Find and return each line containing "this".

▶

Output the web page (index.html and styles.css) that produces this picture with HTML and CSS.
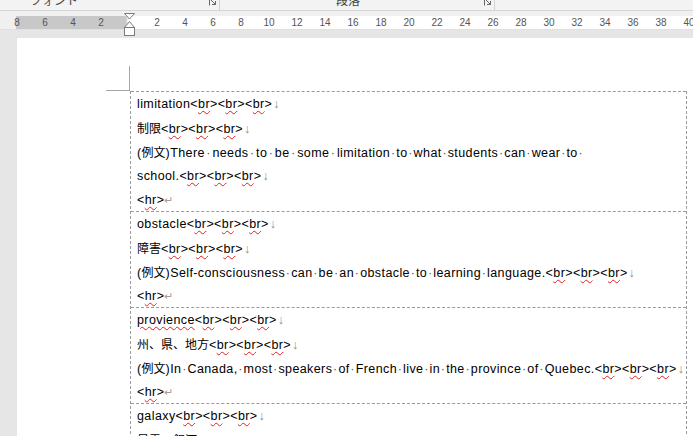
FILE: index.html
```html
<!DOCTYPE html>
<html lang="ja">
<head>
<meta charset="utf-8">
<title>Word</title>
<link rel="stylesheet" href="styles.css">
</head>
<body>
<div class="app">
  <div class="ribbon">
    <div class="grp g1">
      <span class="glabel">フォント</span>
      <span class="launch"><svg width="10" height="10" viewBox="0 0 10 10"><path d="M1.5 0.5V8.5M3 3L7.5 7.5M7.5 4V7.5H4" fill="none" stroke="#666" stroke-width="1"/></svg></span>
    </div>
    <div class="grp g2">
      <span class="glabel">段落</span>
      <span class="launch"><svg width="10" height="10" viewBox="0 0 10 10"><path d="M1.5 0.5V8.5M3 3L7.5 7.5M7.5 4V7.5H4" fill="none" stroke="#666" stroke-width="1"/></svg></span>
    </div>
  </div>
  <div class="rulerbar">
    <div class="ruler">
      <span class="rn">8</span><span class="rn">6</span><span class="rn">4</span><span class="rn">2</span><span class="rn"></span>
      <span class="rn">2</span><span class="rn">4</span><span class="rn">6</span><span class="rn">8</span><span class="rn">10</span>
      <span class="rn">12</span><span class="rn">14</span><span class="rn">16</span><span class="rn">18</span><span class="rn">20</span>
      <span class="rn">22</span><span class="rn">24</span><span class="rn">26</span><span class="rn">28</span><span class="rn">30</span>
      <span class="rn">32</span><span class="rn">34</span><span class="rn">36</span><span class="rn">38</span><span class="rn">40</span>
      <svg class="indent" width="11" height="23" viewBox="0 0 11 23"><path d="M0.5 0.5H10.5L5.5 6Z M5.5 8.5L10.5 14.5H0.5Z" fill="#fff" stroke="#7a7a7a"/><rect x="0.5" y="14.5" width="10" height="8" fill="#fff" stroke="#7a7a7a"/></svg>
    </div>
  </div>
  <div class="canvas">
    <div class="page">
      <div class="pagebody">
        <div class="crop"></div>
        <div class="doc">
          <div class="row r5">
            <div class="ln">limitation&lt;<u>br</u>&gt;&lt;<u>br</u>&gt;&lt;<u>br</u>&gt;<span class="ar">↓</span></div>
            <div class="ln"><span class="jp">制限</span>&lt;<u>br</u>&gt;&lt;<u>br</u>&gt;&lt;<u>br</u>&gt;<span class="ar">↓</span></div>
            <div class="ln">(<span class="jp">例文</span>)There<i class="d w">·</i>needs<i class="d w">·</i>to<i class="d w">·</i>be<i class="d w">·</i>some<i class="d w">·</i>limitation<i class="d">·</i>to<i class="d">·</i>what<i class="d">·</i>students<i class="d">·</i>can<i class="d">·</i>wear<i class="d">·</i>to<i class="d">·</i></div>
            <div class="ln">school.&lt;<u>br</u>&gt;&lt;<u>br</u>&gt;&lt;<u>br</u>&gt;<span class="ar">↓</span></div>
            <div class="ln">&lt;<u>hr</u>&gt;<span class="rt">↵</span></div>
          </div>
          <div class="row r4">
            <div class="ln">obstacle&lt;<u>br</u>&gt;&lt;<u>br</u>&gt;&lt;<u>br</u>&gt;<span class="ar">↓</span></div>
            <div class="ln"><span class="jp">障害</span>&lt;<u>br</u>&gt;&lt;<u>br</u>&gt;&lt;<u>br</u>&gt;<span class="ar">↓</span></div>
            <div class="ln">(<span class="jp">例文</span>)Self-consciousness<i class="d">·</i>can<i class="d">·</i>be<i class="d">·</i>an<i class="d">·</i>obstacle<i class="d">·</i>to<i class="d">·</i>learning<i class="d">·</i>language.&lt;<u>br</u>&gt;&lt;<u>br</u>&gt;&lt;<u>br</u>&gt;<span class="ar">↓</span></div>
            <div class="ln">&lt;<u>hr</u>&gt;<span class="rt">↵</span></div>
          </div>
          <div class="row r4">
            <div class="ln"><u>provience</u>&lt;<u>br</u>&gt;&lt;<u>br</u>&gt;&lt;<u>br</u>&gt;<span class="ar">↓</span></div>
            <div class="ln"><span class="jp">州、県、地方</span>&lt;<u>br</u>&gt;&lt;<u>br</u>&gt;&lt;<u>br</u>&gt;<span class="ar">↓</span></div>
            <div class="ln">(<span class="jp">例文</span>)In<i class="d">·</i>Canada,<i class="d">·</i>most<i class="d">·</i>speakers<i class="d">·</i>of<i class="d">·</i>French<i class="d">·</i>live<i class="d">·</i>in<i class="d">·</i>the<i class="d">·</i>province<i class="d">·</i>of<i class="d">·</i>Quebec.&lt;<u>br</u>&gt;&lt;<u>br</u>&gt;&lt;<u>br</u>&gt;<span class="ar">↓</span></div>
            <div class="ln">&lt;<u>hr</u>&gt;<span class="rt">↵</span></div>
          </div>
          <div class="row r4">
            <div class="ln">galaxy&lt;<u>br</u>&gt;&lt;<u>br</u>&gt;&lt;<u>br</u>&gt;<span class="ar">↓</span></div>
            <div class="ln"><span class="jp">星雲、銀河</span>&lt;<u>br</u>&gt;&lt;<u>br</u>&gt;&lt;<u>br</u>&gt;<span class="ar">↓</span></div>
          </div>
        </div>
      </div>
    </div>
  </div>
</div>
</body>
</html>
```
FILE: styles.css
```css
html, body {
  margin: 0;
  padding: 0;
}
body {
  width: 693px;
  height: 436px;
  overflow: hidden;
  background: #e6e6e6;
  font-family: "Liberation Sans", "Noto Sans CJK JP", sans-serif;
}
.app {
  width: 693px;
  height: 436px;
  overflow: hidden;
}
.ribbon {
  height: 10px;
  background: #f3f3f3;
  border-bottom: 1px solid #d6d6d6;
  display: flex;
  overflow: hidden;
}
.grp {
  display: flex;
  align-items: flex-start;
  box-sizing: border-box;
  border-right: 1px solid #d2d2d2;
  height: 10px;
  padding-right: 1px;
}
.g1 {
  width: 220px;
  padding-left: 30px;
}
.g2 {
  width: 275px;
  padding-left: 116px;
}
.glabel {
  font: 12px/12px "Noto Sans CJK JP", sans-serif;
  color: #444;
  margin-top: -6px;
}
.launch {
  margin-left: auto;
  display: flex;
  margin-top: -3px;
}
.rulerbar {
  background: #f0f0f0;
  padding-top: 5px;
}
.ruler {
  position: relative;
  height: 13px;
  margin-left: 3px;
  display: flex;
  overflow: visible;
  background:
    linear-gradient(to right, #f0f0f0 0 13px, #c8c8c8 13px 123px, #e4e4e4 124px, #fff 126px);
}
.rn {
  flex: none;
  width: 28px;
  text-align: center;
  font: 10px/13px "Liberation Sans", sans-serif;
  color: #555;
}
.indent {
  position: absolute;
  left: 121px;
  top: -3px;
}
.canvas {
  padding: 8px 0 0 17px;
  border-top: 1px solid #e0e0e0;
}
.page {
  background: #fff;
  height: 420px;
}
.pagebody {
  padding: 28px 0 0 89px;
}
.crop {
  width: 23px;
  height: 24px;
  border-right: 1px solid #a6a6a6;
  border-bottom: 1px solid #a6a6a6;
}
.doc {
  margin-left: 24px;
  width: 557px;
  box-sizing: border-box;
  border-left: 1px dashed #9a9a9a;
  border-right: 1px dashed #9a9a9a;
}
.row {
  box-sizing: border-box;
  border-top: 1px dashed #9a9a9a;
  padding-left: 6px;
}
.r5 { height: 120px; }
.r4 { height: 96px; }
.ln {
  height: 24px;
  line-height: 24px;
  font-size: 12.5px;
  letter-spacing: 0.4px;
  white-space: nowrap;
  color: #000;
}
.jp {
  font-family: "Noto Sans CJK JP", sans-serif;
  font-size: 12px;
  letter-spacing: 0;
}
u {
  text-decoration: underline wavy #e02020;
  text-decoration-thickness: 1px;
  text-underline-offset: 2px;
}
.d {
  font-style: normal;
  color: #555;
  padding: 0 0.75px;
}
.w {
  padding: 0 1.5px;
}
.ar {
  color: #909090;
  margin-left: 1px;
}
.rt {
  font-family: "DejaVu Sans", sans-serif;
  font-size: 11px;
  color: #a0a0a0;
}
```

◀
▶

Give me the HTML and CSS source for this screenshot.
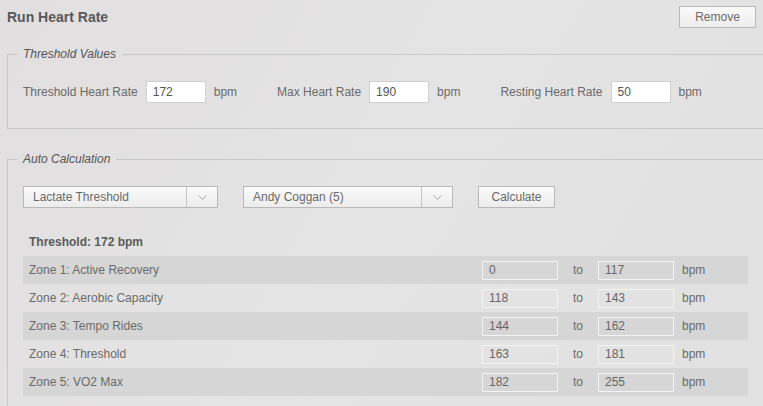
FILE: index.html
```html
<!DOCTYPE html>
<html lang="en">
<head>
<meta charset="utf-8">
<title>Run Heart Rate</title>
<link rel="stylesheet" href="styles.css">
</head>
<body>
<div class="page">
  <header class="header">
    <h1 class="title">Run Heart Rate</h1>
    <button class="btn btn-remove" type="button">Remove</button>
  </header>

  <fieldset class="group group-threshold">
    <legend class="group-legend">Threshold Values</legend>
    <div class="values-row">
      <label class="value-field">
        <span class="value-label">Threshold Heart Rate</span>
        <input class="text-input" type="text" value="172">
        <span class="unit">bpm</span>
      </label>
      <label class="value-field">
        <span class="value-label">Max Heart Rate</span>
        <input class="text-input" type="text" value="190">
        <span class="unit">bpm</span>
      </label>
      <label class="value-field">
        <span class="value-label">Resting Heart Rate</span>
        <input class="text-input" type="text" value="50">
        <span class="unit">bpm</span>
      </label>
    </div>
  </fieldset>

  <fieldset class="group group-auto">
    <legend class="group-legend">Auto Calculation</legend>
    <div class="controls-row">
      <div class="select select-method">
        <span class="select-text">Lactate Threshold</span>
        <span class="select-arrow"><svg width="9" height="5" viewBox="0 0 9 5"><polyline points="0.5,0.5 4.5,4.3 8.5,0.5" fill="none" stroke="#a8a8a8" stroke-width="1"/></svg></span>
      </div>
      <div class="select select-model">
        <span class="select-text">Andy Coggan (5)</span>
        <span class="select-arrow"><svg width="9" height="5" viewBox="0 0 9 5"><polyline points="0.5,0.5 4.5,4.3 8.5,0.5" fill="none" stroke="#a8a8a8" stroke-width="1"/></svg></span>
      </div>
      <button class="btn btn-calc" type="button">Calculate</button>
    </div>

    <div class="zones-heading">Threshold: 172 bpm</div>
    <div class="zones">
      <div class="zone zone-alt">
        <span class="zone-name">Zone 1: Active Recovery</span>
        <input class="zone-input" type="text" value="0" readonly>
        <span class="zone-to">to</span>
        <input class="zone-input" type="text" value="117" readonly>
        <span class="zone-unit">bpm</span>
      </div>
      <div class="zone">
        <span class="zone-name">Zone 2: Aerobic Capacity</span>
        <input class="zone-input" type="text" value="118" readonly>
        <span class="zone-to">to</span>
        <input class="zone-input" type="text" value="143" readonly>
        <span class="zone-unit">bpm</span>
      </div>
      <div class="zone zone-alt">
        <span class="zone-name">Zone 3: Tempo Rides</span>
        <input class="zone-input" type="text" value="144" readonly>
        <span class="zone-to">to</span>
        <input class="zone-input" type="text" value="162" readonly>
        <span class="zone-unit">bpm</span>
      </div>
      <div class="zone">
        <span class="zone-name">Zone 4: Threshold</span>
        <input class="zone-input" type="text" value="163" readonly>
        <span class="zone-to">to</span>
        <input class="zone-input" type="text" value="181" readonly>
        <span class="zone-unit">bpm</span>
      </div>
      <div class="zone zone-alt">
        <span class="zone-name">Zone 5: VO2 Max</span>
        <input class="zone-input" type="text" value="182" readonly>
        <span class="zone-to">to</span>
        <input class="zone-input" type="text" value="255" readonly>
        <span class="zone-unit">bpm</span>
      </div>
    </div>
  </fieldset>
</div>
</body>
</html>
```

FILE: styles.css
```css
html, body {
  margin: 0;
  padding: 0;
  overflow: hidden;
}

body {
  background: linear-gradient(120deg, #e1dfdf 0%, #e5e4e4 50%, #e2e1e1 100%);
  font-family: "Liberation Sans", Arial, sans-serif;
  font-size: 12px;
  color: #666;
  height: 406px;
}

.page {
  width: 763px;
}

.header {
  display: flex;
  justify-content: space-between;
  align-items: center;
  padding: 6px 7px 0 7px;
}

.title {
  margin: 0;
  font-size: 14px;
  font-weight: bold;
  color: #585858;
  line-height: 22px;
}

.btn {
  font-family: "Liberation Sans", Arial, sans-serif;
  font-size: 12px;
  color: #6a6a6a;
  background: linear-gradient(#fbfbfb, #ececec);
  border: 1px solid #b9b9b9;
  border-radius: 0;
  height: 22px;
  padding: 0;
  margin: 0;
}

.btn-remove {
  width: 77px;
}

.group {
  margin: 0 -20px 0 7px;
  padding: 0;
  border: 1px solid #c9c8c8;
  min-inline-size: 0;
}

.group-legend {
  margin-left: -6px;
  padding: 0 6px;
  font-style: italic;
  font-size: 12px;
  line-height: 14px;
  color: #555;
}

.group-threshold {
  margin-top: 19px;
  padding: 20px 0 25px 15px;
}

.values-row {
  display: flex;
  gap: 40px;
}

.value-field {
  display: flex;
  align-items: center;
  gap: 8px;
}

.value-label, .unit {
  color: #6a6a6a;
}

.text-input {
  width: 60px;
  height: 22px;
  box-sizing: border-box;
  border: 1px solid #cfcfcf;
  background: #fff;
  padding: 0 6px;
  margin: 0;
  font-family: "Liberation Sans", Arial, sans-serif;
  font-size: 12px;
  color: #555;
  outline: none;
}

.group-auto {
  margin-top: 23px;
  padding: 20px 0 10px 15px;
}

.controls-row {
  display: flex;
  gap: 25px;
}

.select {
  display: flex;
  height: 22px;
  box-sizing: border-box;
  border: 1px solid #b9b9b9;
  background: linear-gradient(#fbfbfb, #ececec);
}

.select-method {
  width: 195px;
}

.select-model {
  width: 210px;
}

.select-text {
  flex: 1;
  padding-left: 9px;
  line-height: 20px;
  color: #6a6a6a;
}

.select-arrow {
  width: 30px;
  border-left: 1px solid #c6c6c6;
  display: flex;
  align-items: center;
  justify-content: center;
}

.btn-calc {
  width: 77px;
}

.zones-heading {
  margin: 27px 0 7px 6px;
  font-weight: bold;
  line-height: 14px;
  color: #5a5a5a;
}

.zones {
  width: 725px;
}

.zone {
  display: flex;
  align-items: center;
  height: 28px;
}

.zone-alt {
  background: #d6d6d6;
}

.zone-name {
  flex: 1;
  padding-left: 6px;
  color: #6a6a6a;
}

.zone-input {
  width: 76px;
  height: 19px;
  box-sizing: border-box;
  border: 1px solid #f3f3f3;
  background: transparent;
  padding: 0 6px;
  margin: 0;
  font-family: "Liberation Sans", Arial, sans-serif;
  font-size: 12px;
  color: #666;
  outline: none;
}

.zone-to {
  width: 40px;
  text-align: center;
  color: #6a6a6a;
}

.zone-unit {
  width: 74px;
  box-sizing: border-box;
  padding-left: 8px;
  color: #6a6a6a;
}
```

◀

Final result -
Output the web page (index.html and styles.css) that produces this picture with HTML and CSS.
Give me the HTML and CSS source for this screenshot.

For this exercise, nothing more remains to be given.